(Pages as source code)

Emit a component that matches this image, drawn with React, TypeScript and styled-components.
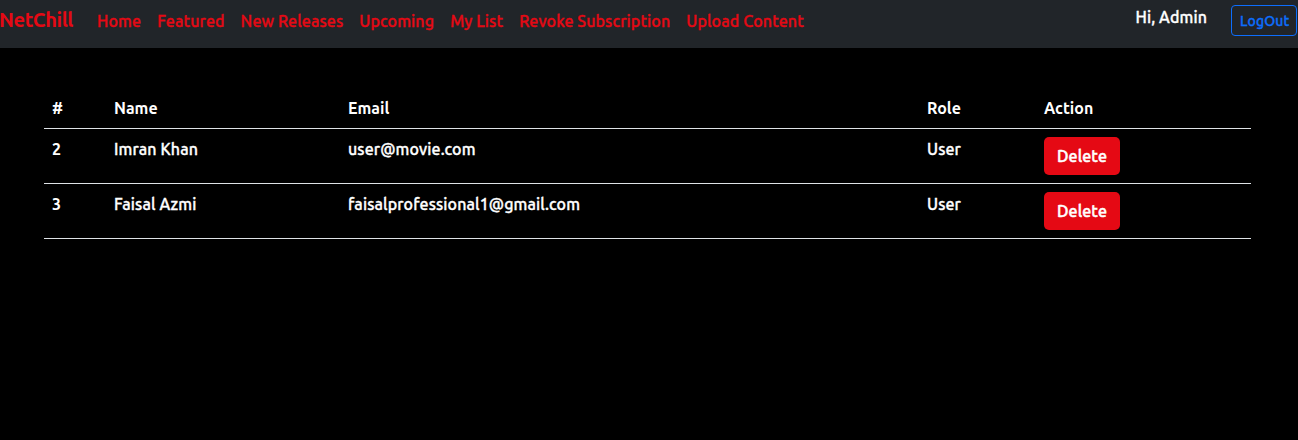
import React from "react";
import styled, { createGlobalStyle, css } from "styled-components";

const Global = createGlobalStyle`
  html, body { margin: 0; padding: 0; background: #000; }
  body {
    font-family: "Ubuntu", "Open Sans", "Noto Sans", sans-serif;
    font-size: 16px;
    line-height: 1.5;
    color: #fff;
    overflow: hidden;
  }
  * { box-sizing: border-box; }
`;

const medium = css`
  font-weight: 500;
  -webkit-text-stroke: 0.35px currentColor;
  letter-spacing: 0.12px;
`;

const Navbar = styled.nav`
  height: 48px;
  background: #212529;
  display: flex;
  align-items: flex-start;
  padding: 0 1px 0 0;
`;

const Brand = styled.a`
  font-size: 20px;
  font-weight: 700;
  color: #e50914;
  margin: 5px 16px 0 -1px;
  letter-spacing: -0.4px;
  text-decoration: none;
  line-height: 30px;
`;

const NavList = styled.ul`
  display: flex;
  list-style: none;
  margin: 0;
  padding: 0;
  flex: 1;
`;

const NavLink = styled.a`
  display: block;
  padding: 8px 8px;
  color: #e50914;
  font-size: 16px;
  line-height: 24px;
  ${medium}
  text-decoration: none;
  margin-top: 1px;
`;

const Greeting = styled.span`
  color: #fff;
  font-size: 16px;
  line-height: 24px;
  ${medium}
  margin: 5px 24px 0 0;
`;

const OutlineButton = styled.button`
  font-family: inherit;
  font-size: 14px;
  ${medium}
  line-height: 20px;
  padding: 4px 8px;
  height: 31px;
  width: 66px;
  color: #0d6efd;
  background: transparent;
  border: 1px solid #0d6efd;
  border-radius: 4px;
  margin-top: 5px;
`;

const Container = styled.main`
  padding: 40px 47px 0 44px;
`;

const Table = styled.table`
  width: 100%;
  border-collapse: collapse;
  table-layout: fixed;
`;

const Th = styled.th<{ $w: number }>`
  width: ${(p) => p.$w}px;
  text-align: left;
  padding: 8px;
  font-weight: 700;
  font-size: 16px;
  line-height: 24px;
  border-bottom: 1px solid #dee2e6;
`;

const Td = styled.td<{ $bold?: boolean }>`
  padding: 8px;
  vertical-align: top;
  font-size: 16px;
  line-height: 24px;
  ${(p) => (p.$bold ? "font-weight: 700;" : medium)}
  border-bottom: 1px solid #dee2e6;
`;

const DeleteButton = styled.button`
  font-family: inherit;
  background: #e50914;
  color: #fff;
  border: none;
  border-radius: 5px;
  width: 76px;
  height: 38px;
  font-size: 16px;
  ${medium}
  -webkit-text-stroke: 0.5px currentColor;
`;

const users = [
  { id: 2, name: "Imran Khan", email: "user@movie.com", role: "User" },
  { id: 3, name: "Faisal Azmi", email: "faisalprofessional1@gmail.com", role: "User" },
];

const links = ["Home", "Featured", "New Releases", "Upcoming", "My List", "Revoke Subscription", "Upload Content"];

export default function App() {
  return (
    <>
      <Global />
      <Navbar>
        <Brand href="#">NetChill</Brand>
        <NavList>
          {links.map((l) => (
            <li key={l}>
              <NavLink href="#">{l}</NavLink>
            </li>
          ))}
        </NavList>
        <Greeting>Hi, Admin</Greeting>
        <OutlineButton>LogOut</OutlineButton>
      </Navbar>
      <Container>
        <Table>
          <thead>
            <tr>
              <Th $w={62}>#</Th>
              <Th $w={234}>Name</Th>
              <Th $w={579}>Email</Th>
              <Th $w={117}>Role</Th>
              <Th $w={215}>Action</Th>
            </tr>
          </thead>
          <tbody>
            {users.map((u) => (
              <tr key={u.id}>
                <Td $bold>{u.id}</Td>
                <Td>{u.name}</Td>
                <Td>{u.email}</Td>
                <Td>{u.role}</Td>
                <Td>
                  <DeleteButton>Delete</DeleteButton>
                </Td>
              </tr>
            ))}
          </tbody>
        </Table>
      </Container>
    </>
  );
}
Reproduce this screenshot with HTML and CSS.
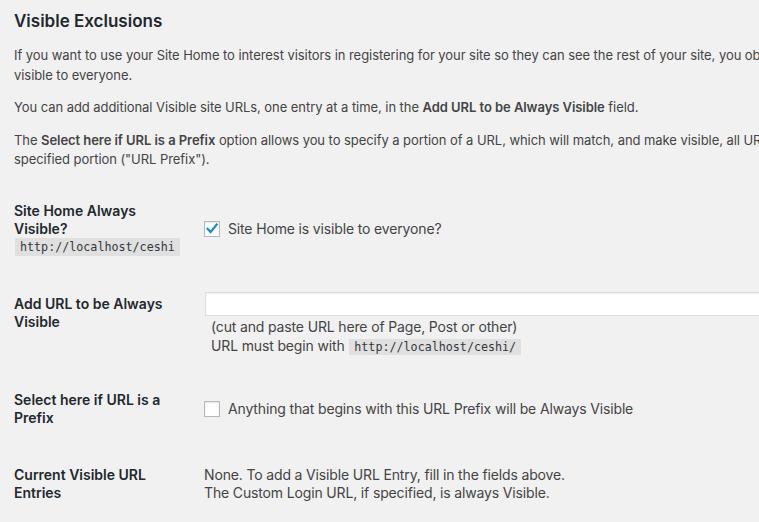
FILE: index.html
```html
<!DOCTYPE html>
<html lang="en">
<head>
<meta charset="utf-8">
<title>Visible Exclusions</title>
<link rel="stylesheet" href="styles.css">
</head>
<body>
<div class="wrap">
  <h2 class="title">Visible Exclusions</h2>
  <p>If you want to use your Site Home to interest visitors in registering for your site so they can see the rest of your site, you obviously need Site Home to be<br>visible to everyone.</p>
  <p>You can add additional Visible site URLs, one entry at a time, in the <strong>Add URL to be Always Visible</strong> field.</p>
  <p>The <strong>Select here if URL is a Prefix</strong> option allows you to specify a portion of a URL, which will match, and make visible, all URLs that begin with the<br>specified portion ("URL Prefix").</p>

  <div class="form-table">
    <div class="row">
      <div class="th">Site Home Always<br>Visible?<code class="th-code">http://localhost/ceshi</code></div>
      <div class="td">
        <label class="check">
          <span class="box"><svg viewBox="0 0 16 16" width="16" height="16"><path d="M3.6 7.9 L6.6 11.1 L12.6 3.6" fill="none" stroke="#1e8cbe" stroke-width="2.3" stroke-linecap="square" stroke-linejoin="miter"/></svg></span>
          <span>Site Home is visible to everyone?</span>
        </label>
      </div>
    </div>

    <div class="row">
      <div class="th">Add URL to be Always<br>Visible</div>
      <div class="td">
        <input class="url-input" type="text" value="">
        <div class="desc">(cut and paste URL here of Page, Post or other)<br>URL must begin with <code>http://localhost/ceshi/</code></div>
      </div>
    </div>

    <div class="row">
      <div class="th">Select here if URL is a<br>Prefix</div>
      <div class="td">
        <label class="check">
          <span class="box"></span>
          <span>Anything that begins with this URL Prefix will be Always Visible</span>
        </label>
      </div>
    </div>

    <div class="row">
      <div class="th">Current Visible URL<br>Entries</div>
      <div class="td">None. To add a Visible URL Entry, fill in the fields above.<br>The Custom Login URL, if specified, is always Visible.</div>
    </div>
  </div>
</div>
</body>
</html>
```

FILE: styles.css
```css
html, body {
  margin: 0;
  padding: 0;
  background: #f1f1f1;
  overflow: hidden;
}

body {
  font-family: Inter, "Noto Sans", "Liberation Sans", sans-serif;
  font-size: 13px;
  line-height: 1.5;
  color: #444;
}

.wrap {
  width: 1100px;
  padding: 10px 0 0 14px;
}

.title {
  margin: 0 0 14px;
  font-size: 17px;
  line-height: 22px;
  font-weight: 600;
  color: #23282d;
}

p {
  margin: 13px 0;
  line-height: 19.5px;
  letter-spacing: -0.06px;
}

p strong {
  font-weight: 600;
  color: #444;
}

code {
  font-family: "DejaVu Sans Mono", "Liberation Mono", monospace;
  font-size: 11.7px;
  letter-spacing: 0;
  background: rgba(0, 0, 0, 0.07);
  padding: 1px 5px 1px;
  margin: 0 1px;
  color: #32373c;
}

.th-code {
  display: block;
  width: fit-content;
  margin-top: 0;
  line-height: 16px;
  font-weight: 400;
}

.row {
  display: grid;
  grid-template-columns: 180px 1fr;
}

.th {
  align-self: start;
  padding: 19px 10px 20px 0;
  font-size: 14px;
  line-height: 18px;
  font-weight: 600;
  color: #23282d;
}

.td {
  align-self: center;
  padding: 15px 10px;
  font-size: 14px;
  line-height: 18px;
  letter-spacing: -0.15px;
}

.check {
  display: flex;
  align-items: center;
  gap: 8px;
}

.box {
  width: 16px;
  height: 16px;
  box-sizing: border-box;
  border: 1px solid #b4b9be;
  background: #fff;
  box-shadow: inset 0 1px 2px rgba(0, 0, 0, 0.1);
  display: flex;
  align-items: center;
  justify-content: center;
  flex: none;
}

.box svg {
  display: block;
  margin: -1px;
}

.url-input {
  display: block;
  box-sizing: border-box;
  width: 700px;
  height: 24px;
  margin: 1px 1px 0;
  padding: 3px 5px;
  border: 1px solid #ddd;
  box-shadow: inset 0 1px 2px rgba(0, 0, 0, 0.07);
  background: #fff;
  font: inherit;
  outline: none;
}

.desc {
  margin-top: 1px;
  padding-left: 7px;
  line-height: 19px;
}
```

• WHAT NEEDS TO BE DONE: Give the number of lines in the entries that include the string "with", and nothing more.

• SOLUTION FOR THIS EXERCISE: 5